開催までまもなく500日となる大阪・関西万博。14日から参加を表明している国などが一堂に介する初の国際会議が始まりました。海外パビリオンの建設の遅れが懸念される中、各国の準備状況はどうなっているのでしょうか?
■大阪・関西万博の参加国が世界各地から集結 国際会議始まる
大阪・関西万博への参加を表明しているおよそ150カ国などが一堂に介した国際会議が、14日から始まりました。大阪市内の会場は世界各地から集まった万博の担当者でにぎわいました。

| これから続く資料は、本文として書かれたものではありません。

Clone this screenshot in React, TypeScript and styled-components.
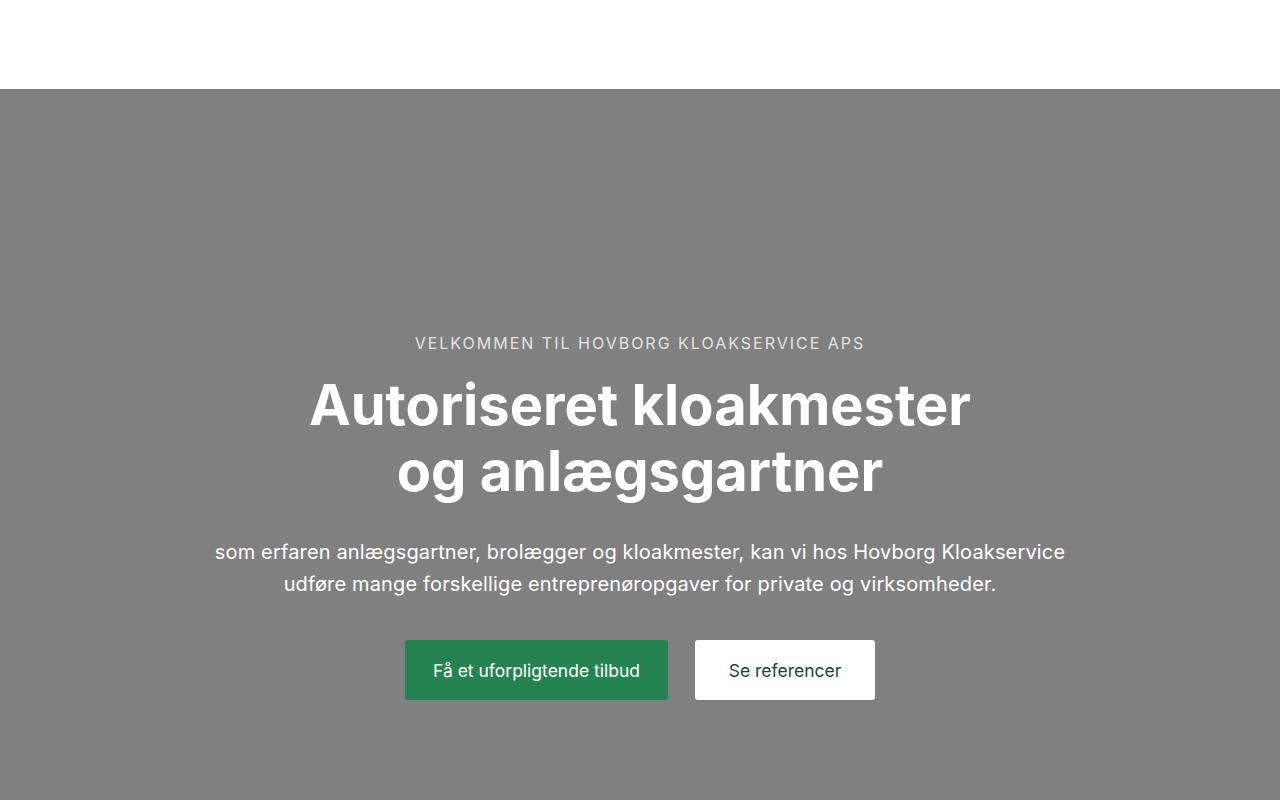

会議の重要な目的は、海外パビリオンの建設遅れの解消です。
万博の「華」と呼ばれる、参加国が独自で建設する海外パビリオン。大阪・関西万博では、当初は、60カ国が56の独自パビリオンを出展する予定でした。
【セルビアの担当者】
「今はスケジュール通りと考えています。もちろん課題もありますが…。過去の万博の経験から、最終的にはうまくいくと思います」
準備が順調に進む国があるとはいえ、現時点で建設会社が決まっているのはわずか24カ国。資材価格や人件費の高騰で焦りを募らせる参加国も少なくありません。
【ポーランドの担当者】
「ゼネコンを見つけるのがすごく大変で、建材の確保ができるか…。間に合うかどうかすごく心配しています」
【ネパールの担当者】
「資材高騰が10パーセントを超えるとなれば、(独自パビリオンを)断念することになるかもしれない。(Q.資材高騰でパビリオン変更を考えるということ?)ネパールだけではなく、他の国もそうなるでしょう、やはり予算に影響を与えることになるので」
こうした懸念に対し、万博の運営主体である博覧会協会は、展示や内装を手がける業者との商談の場を設けるなどして、円滑な建設につなげたい考えです。
■メキシコやエストニア…独自パビリオンの建設を“断念”した国も
一方、独自パビリオンの建設を既に断念した国も…
【ブラジルの担当者】
「ブラジルは既に、タイプX(博覧会協会が建設を代行する簡易施設)に変更することを決めました。不運です。国際的に建設資材の事が注目されているし、計画通りに行かないです」
また、ナイジェリアも関西テレビの取材に対し独自建設を断念する意向を明らかにしました。
そんな中、自見万博担当大臣は…
【自見英子万博相】
「エストニア、メキシコからそれぞれの国内事情により、参加を辞退したいとの正式な通知がありました」
参加を辞退する国が2カ国出たことを明らかに。一方で、カメルーンなど新たに4カ国が参加することも分かりました。
15日も行われる国際会議。この2日間で、各国が抱える課題はどの程度解消できるのか注目されます。
■日本のサポートがあっても「手遅れ」と語る国も
【沖田菜緒記者リポート】
メキシコ・エストニアが、万博から撤退することが明らかになりましたが、他にも驚きの話が入っています。14日、関西テレビ取材班は、およそ20カ国の代表に話を聞きました。
「タイプA」という、独自で大きなパビリオンを建てる予定のアメリカやベルギーなどは、順調に準備が進んでいる印象です。一方で、「タイプA」の、とある国が匿名を条件に「状況次第では撤退も視野に入れている」と明かしました。
この国は、現時点で建設会社が決まっていないため、パビリオンの規模縮小を考えていて、今後の状況次第では、撤退も視野に入れています。「日本側からどのようなサポートがあれば、進みそうですか?」と聞くと、「もう手遅れです」と話していました。
–Q:手遅れという言葉は衝撃的ですが、他に国も含めて建設は間に合う?
万博開催まで、14日であと500日ほどなのですが、タイプAの工事を始めている国は、一つもありませんでした。14日にプロジェクトが順調に進んでいるとポジティブに話したベルギーでも、2024年1月に始めるとのことでした。
建設会社が見つかり、比較的順調に進んでいるスイスからも「夢洲という島での工事はアクセスも限られ渋滞が予測されるため予定通りに工事が進むかは全く分からない」と懸念の声もありました。
こうした声を総合すると、開幕しているのに、まだ工事が続いているとか、当初の計画よりも、空き地が目立つ万博になることも十分考えられると思われます。
ホスト側である日本は、ここで、各国の課題を受け止め、少しでも不安を取り除けるよう努力する必要がありそうです。